Exercise objective >> Below is a set of records; restate each one word for word.

···

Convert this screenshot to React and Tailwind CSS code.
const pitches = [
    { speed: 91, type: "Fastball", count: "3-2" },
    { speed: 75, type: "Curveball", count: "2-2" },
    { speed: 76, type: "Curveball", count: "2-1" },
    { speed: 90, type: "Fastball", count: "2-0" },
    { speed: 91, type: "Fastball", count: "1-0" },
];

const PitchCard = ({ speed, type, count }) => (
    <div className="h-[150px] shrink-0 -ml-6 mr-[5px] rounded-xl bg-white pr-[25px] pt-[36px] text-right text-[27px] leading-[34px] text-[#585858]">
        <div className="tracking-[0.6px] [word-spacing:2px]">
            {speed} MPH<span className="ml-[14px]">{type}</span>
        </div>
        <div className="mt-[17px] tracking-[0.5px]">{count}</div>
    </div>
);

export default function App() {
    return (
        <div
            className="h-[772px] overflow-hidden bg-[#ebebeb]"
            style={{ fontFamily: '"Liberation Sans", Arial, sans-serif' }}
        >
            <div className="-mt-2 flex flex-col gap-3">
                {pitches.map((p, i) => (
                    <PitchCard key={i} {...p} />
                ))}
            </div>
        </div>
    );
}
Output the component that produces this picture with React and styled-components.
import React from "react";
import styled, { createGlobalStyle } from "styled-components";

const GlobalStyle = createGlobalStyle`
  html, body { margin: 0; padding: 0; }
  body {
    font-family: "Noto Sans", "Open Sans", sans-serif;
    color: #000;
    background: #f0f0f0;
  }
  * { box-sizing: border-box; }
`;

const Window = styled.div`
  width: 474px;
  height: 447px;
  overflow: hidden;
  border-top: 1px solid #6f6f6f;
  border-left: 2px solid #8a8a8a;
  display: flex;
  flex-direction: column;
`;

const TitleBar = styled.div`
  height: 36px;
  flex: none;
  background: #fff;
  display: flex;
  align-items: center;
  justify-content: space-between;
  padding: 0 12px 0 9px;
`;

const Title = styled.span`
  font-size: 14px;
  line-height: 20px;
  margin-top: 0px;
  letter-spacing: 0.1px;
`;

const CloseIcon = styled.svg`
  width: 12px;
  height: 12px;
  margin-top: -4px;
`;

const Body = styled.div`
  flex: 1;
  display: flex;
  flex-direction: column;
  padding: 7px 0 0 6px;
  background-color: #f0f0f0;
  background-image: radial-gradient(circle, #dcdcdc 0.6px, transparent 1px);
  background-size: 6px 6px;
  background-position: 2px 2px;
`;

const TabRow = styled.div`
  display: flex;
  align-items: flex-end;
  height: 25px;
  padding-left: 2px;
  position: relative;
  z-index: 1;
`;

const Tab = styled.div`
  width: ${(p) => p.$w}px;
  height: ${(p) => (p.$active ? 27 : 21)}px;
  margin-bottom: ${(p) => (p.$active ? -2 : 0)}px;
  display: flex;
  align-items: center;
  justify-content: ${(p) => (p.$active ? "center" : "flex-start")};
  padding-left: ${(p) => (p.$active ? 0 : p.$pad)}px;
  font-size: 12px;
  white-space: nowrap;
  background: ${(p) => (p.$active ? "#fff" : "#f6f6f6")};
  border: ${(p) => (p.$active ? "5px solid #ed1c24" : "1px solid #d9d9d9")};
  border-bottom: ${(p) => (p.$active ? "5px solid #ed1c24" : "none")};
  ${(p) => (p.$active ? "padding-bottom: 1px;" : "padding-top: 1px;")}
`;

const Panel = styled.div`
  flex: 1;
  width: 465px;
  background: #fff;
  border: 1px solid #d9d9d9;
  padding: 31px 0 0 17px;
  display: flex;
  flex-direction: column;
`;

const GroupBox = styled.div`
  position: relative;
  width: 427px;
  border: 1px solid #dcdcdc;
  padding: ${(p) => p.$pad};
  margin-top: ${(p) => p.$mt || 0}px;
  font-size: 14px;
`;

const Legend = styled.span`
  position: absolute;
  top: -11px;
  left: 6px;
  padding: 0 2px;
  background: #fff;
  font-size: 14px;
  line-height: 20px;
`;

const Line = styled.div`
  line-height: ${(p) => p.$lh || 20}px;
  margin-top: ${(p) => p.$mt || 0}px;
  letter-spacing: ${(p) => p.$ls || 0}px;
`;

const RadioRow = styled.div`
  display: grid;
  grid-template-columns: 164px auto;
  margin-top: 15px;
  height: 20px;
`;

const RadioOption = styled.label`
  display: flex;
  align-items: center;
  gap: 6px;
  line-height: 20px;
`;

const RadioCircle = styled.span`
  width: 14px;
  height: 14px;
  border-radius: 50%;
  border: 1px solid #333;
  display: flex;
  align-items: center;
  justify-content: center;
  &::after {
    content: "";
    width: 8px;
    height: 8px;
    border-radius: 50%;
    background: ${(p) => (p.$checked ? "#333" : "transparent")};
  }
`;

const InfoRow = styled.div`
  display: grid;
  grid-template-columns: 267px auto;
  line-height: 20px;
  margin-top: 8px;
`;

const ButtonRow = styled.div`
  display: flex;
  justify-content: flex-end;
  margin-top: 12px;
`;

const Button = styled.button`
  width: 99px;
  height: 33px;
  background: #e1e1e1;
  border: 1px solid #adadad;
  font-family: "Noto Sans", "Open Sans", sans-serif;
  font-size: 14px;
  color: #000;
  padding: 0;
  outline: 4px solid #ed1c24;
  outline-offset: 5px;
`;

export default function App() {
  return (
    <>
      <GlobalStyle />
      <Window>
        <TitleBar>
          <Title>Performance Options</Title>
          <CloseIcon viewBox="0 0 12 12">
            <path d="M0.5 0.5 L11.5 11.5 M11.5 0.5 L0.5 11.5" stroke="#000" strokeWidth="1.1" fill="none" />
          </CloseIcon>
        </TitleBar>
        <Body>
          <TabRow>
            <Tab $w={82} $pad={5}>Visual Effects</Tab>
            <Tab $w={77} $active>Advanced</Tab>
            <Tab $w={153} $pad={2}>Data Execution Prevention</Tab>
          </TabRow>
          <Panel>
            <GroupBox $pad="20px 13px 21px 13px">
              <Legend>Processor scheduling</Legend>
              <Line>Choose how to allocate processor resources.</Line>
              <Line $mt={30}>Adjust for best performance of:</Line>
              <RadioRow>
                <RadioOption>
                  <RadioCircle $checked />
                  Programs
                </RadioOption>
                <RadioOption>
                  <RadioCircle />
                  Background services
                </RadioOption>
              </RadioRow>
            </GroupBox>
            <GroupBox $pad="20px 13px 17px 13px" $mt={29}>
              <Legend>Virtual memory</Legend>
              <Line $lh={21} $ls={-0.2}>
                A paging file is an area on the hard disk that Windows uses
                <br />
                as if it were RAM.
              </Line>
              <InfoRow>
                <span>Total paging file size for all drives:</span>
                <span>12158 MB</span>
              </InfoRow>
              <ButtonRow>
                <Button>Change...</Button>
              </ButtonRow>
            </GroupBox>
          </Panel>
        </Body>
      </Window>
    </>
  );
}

···

Response below >>
Convert this screenshot to React and Tailwind CSS code.
const pitches = [
    { speed: 91, type: "Fastball", count: "3-2" },
    { speed: 75, type: "Curveball", count: "2-2" },
    { speed: 76, type: "Curveball", count: "2-1" },
    { speed: 90, type: "Fastball", count: "2-0" },
    { speed: 91, type: "Fastball", count: "1-0" },
];

const PitchCard = ({ speed, type, count }) => (
    <div className="h-[150px] shrink-0 -ml-6 mr-[5px] rounded-xl bg-white pr-[25px] pt-[36px] text-right text-[27px] leading-[34px] text-[#585858]">
        <div className="tracking-[0.6px] [word-spacing:2px]">
            {speed} MPH<span className="ml-[14px]">{type}</span>
        </div>
        <div className="mt-[17px] tracking-[0.5px]">{count}</div>
    </div>
);

export default function App() {
    return (
        <div
            className="h-[772px] overflow-hidden bg-[#ebebeb]"
            style={{ fontFamily: '"Liberation Sans", Arial, sans-serif' }}
        >
            <div className="-mt-2 flex flex-col gap-3">
                {pitches.map((p, i) => (
                    <PitchCard key={i} {...p} />
                ))}
            </div>
        </div>
    );
}
Output the component that produces this picture with React and styled-components.
import React from "react";
import styled, { createGlobalStyle } from "styled-components";

const GlobalStyle = createGlobalStyle`
  html, body { margin: 0; padding: 0; }
  body {
    font-family: "Noto Sans", "Open Sans", sans-serif;
    color: #000;
    background: #f0f0f0;
  }
  * { box-sizing: border-box; }
`;

const Window = styled.div`
  width: 474px;
  height: 447px;
  overflow: hidden;
  border-top: 1px solid #6f6f6f;
  border-left: 2px solid #8a8a8a;
  display: flex;
  flex-direction: column;
`;

const TitleBar = styled.div`
  height: 36px;
  flex: none;
  background: #fff;
  display: flex;
  align-items: center;
  justify-content: space-between;
  padding: 0 12px 0 9px;
`;

const Title = styled.span`
  font-size: 14px;
  line-height: 20px;
  margin-top: 0px;
  letter-spacing: 0.1px;
`;

const CloseIcon = styled.svg`
  width: 12px;
  height: 12px;
  margin-top: -4px;
`;

const Body = styled.div`
  flex: 1;
  display: flex;
  flex-direction: column;
  padding: 7px 0 0 6px;
  background-color: #f0f0f0;
  background-image: radial-gradient(circle, #dcdcdc 0.6px, transparent 1px);
  background-size: 6px 6px;
  background-position: 2px 2px;
`;

const TabRow = styled.div`
  display: flex;
  align-items: flex-end;
  height: 25px;
  padding-left: 2px;
  position: relative;
  z-index: 1;
`;

const Tab = styled.div`
  width: ${(p) => p.$w}px;
  height: ${(p) => (p.$active ? 27 : 21)}px;
  margin-bottom: ${(p) => (p.$active ? -2 : 0)}px;
  display: flex;
  align-items: center;
  justify-content: ${(p) => (p.$active ? "center" : "flex-start")};
  padding-left: ${(p) => (p.$active ? 0 : p.$pad)}px;
  font-size: 12px;
  white-space: nowrap;
  background: ${(p) => (p.$active ? "#fff" : "#f6f6f6")};
  border: ${(p) => (p.$active ? "5px solid #ed1c24" : "1px solid #d9d9d9")};
  border-bottom: ${(p) => (p.$active ? "5px solid #ed1c24" : "none")};
  ${(p) => (p.$active ? "padding-bottom: 1px;" : "padding-top: 1px;")}
`;

const Panel = styled.div`
  flex: 1;
  width: 465px;
  background: #fff;
  border: 1px solid #d9d9d9;
  padding: 31px 0 0 17px;
  display: flex;
  flex-direction: column;
`;

const GroupBox = styled.div`
  position: relative;
  width: 427px;
  border: 1px solid #dcdcdc;
  padding: ${(p) => p.$pad};
  margin-top: ${(p) => p.$mt || 0}px;
  font-size: 14px;
`;

const Legend = styled.span`
  position: absolute;
  top: -11px;
  left: 6px;
  padding: 0 2px;
  background: #fff;
  font-size: 14px;
  line-height: 20px;
`;

const Line = styled.div`
  line-height: ${(p) => p.$lh || 20}px;
  margin-top: ${(p) => p.$mt || 0}px;
  letter-spacing: ${(p) => p.$ls || 0}px;
`;

const RadioRow = styled.div`
  display: grid;
  grid-template-columns: 164px auto;
  margin-top: 15px;
  height: 20px;
`;

const RadioOption = styled.label`
  display: flex;
  align-items: center;
  gap: 6px;
  line-height: 20px;
`;

const RadioCircle = styled.span`
  width: 14px;
  height: 14px;
  border-radius: 50%;
  border: 1px solid #333;
  display: flex;
  align-items: center;
  justify-content: center;
  &::after {
    content: "";
    width: 8px;
    height: 8px;
    border-radius: 50%;
    background: ${(p) => (p.$checked ? "#333" : "transparent")};
  }
`;

const InfoRow = styled.div`
  display: grid;
  grid-template-columns: 267px auto;
  line-height: 20px;
  margin-top: 8px;
`;

const ButtonRow = styled.div`
  display: flex;
  justify-content: flex-end;
  margin-top: 12px;
`;

const Button = styled.button`
  width: 99px;
  height: 33px;
  background: #e1e1e1;
  border: 1px solid #adadad;
  font-family: "Noto Sans", "Open Sans", sans-serif;
  font-size: 14px;
  color: #000;
  padding: 0;
  outline: 4px solid #ed1c24;
  outline-offset: 5px;
`;

export default function App() {
  return (
    <>
      <GlobalStyle />
      <Window>
        <TitleBar>
          <Title>Performance Options</Title>
          <CloseIcon viewBox="0 0 12 12">
            <path d="M0.5 0.5 L11.5 11.5 M11.5 0.5 L0.5 11.5" stroke="#000" strokeWidth="1.1" fill="none" />
          </CloseIcon>
        </TitleBar>
        <Body>
          <TabRow>
            <Tab $w={82} $pad={5}>Visual Effects</Tab>
            <Tab $w={77} $active>Advanced</Tab>
            <Tab $w={153} $pad={2}>Data Execution Prevention</Tab>
          </TabRow>
          <Panel>
            <GroupBox $pad="20px 13px 21px 13px">
              <Legend>Processor scheduling</Legend>
              <Line>Choose how to allocate processor resources.</Line>
              <Line $mt={30}>Adjust for best performance of:</Line>
              <RadioRow>
                <RadioOption>
                  <RadioCircle $checked />
                  Programs
                </RadioOption>
                <RadioOption>
                  <RadioCircle />
                  Background services
                </RadioOption>
              </RadioRow>
            </GroupBox>
            <GroupBox $pad="20px 13px 17px 13px" $mt={29}>
              <Legend>Virtual memory</Legend>
              <Line $lh={21} $ls={-0.2}>
                A paging file is an area on the hard disk that Windows uses
                <br />
                as if it were RAM.
              </Line>
              <InfoRow>
                <span>Total paging file size for all drives:</span>
                <span>12158 MB</span>
              </InfoRow>
              <ButtonRow>
                <Button>Change...</Button>
              </ButtonRow>
            </GroupBox>
          </Panel>
        </Body>
      </Window>
    </>
  );
}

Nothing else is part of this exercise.